[TO DO] Each record that follows should be repeated exactly, minus any images.

[DATA SUPPLIED]
☆ ☆ ☆ ☆

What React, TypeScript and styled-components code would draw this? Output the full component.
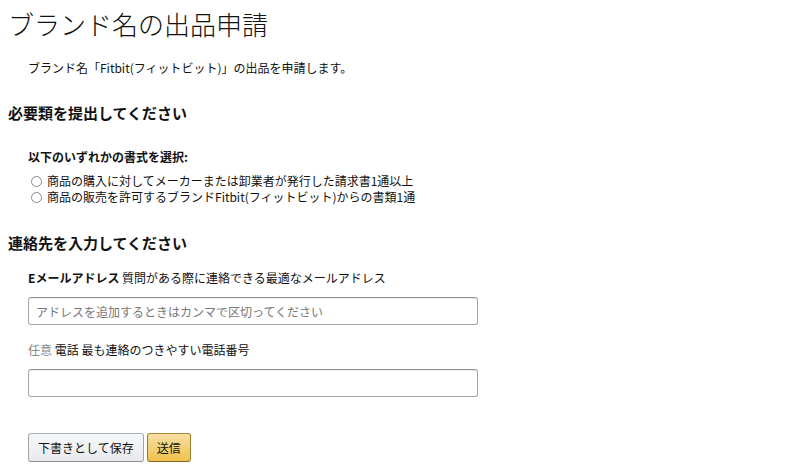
import styled, { createGlobalStyle } from 'styled-components';

const GlobalStyle = createGlobalStyle`
  body {
    margin: 0;
    background: #fff;
    font-family: "Noto Sans CJK JP", "Noto Sans", sans-serif;
    color: #111;
  }
`;

const Page = styled.main`
  padding: 8px;
`;

const Title = styled.h1`
  margin: 0;
  font-size: 26px;
  line-height: 32px;
  font-weight: 300;
  color: #111;
`;

const Intro = styled.p`
  margin: 19px 0 0;
  padding-left: 20px;
  font-size: 12px;
  line-height: 18px;
  color: #111;
`;

const SectionTitle = styled.h2<{ $gap: number }>`
  margin: ${({ $gap }) => $gap}px 0 0;
  font-size: 15px;
  line-height: 20px;
  font-weight: 700;
`;

const SectionBody = styled.div`
  padding-left: 20px;
`;

const ChoiceLabel = styled.div`
  margin-top: 26px;
  font-size: 12px;
  line-height: 16px;
  font-weight: 700;
`;

const RadioList = styled.div`
  margin-top: 8px;
  display: flex;
  flex-direction: column;
`;

const RadioRow = styled.label`
  display: flex;
  align-items: center;
  gap: 5px;
  font-size: 12px;
  line-height: 16px;
  color: #111;
`;

const Radio = styled.input.attrs({ type: 'radio' })`
  appearance: none;
  margin: 0 0 0 3px;
  width: 11px;
  height: 11px;
  border: 1px solid #8a8a8a;
  border-radius: 50%;
  background: #fff;
`;

const FieldLabel = styled.div`
  margin-top: 17px;
  font-size: 12px;
  line-height: 16px;
  color: #111;
`;

const Strong = styled.b`
  font-weight: 700;
`;

const Muted = styled.span`
  color: #888;
`;

const TextInput = styled.input`
  display: block;
  box-sizing: border-box;
  margin-top: 11px;
  width: 450px;
  height: 28px;
  padding: 0 7px;
  border: 1px solid #a6a6a6;
  border-top-color: #949494;
  border-radius: 3px;
  box-shadow: 0 1px 0 rgba(255, 255, 255, 0.5), 0 1px 0 rgba(0, 0, 0, 0.07) inset;
  font-family: inherit;
  font-size: 12px;
  color: #111;
  &::placeholder {
    color: #777;
  }
`;

const Actions = styled.div`
  margin-top: 36px;
  display: flex;
  gap: 3px;
`;

const Button = styled.button<{ $primary?: boolean }>`
  box-sizing: border-box;
  height: 29px;
  padding: 0 ${({ $primary }) => ($primary ? 9 : 9)}px;
  border-radius: 3px;
  border: 1px solid ${({ $primary }) => ($primary ? '#a88734' : '#adb1b8')};
  border-color: ${({ $primary }) =>
    $primary ? '#a88734 #9c7e31 #846a29' : '#adb1b8 #a2a6ac #8d9096'};
  background: ${({ $primary }) =>
    $primary
      ? 'linear-gradient(to bottom, #f7dfa5, #f0c14b)'
      : 'linear-gradient(to bottom, #f7f8fa, #e7e9ec)'};
  font-family: inherit;
  font-size: 12px;
  color: #111;
`;

export default function App() {
  return (
    <>
      <GlobalStyle />
      <Page>
        <Title>ブランド名の出品申請</Title>
        <Intro>ブランド名「Fitbit(フィットビット)」の出品を申請します。</Intro>

        <SectionTitle $gap={26}>必要類を提出してください</SectionTitle>
        <SectionBody>
          <ChoiceLabel>以下のいずれかの書式を選択:</ChoiceLabel>
          <RadioList>
            <RadioRow>
              <Radio name="doc" />
              商品の購入に対してメーカーまたは卸業者が発行した請求書1通以上
            </RadioRow>
            <RadioRow>
              <Radio name="doc" />
              商品の販売を許可するブランドFitbit(フィットビット)からの書類1通
            </RadioRow>
          </RadioList>
        </SectionBody>

        <SectionTitle $gap={28}>連絡先を入力してください</SectionTitle>
        <SectionBody>
          <FieldLabel>
            <Strong>Eメールアドレス</Strong> 質問がある際に連絡できる最適なメールアドレス
          </FieldLabel>
          <TextInput placeholder="アドレスを追加するときはカンマで区切ってください" />
          <FieldLabel>
            <Muted>任意</Muted> 電話 最も連絡のつきやすい電話番号
          </FieldLabel>
          <TextInput />
          <Actions>
            <Button>下書きとして保存</Button>
            <Button $primary>送信</Button>
          </Actions>
        </SectionBody>
      </Page>
    </>
  );
}
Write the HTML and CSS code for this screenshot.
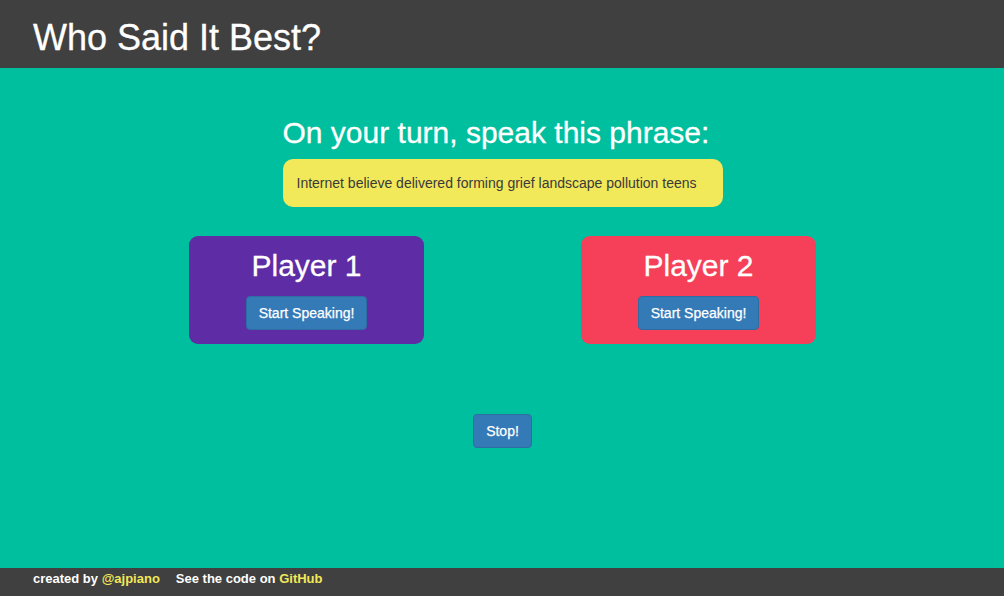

☆ ☆ ☆ ☆

[ANSWER FOR THE TASK]
What React, TypeScript and styled-components code would draw this? Output the full component.
import styled, { createGlobalStyle } from 'styled-components';

const GlobalStyle = createGlobalStyle`
  body {
    margin: 0;
    background: #fff;
    font-family: "Noto Sans CJK JP", "Noto Sans", sans-serif;
    color: #111;
  }
`;

const Page = styled.main`
  padding: 8px;
`;

const Title = styled.h1`
  margin: 0;
  font-size: 26px;
  line-height: 32px;
  font-weight: 300;
  color: #111;
`;

const Intro = styled.p`
  margin: 19px 0 0;
  padding-left: 20px;
  font-size: 12px;
  line-height: 18px;
  color: #111;
`;

const SectionTitle = styled.h2<{ $gap: number }>`
  margin: ${({ $gap }) => $gap}px 0 0;
  font-size: 15px;
  line-height: 20px;
  font-weight: 700;
`;

const SectionBody = styled.div`
  padding-left: 20px;
`;

const ChoiceLabel = styled.div`
  margin-top: 26px;
  font-size: 12px;
  line-height: 16px;
  font-weight: 700;
`;

const RadioList = styled.div`
  margin-top: 8px;
  display: flex;
  flex-direction: column;
`;

const RadioRow = styled.label`
  display: flex;
  align-items: center;
  gap: 5px;
  font-size: 12px;
  line-height: 16px;
  color: #111;
`;

const Radio = styled.input.attrs({ type: 'radio' })`
  appearance: none;
  margin: 0 0 0 3px;
  width: 11px;
  height: 11px;
  border: 1px solid #8a8a8a;
  border-radius: 50%;
  background: #fff;
`;

const FieldLabel = styled.div`
  margin-top: 17px;
  font-size: 12px;
  line-height: 16px;
  color: #111;
`;

const Strong = styled.b`
  font-weight: 700;
`;

const Muted = styled.span`
  color: #888;
`;

const TextInput = styled.input`
  display: block;
  box-sizing: border-box;
  margin-top: 11px;
  width: 450px;
  height: 28px;
  padding: 0 7px;
  border: 1px solid #a6a6a6;
  border-top-color: #949494;
  border-radius: 3px;
  box-shadow: 0 1px 0 rgba(255, 255, 255, 0.5), 0 1px 0 rgba(0, 0, 0, 0.07) inset;
  font-family: inherit;
  font-size: 12px;
  color: #111;
  &::placeholder {
    color: #777;
  }
`;

const Actions = styled.div`
  margin-top: 36px;
  display: flex;
  gap: 3px;
`;

const Button = styled.button<{ $primary?: boolean }>`
  box-sizing: border-box;
  height: 29px;
  padding: 0 ${({ $primary }) => ($primary ? 9 : 9)}px;
  border-radius: 3px;
  border: 1px solid ${({ $primary }) => ($primary ? '#a88734' : '#adb1b8')};
  border-color: ${({ $primary }) =>
    $primary ? '#a88734 #9c7e31 #846a29' : '#adb1b8 #a2a6ac #8d9096'};
  background: ${({ $primary }) =>
    $primary
      ? 'linear-gradient(to bottom, #f7dfa5, #f0c14b)'
      : 'linear-gradient(to bottom, #f7f8fa, #e7e9ec)'};
  font-family: inherit;
  font-size: 12px;
  color: #111;
`;

export default function App() {
  return (
    <>
      <GlobalStyle />
      <Page>
        <Title>ブランド名の出品申請</Title>
        <Intro>ブランド名「Fitbit(フィットビット)」の出品を申請します。</Intro>

        <SectionTitle $gap={26}>必要類を提出してください</SectionTitle>
        <SectionBody>
          <ChoiceLabel>以下のいずれかの書式を選択:</ChoiceLabel>
          <RadioList>
            <RadioRow>
              <Radio name="doc" />
              商品の購入に対してメーカーまたは卸業者が発行した請求書1通以上
            </RadioRow>
            <RadioRow>
              <Radio name="doc" />
              商品の販売を許可するブランドFitbit(フィットビット)からの書類1通
            </RadioRow>
          </RadioList>
        </SectionBody>

        <SectionTitle $gap={28}>連絡先を入力してください</SectionTitle>
        <SectionBody>
          <FieldLabel>
            <Strong>Eメールアドレス</Strong> 質問がある際に連絡できる最適なメールアドレス
          </FieldLabel>
          <TextInput placeholder="アドレスを追加するときはカンマで区切ってください" />
          <FieldLabel>
            <Muted>任意</Muted> 電話 最も連絡のつきやすい電話番号
          </FieldLabel>
          <TextInput />
          <Actions>
            <Button>下書きとして保存</Button>
            <Button $primary>送信</Button>
          </Actions>
        </SectionBody>
      </Page>
    </>
  );
}
Write the HTML and CSS code for this screenshot.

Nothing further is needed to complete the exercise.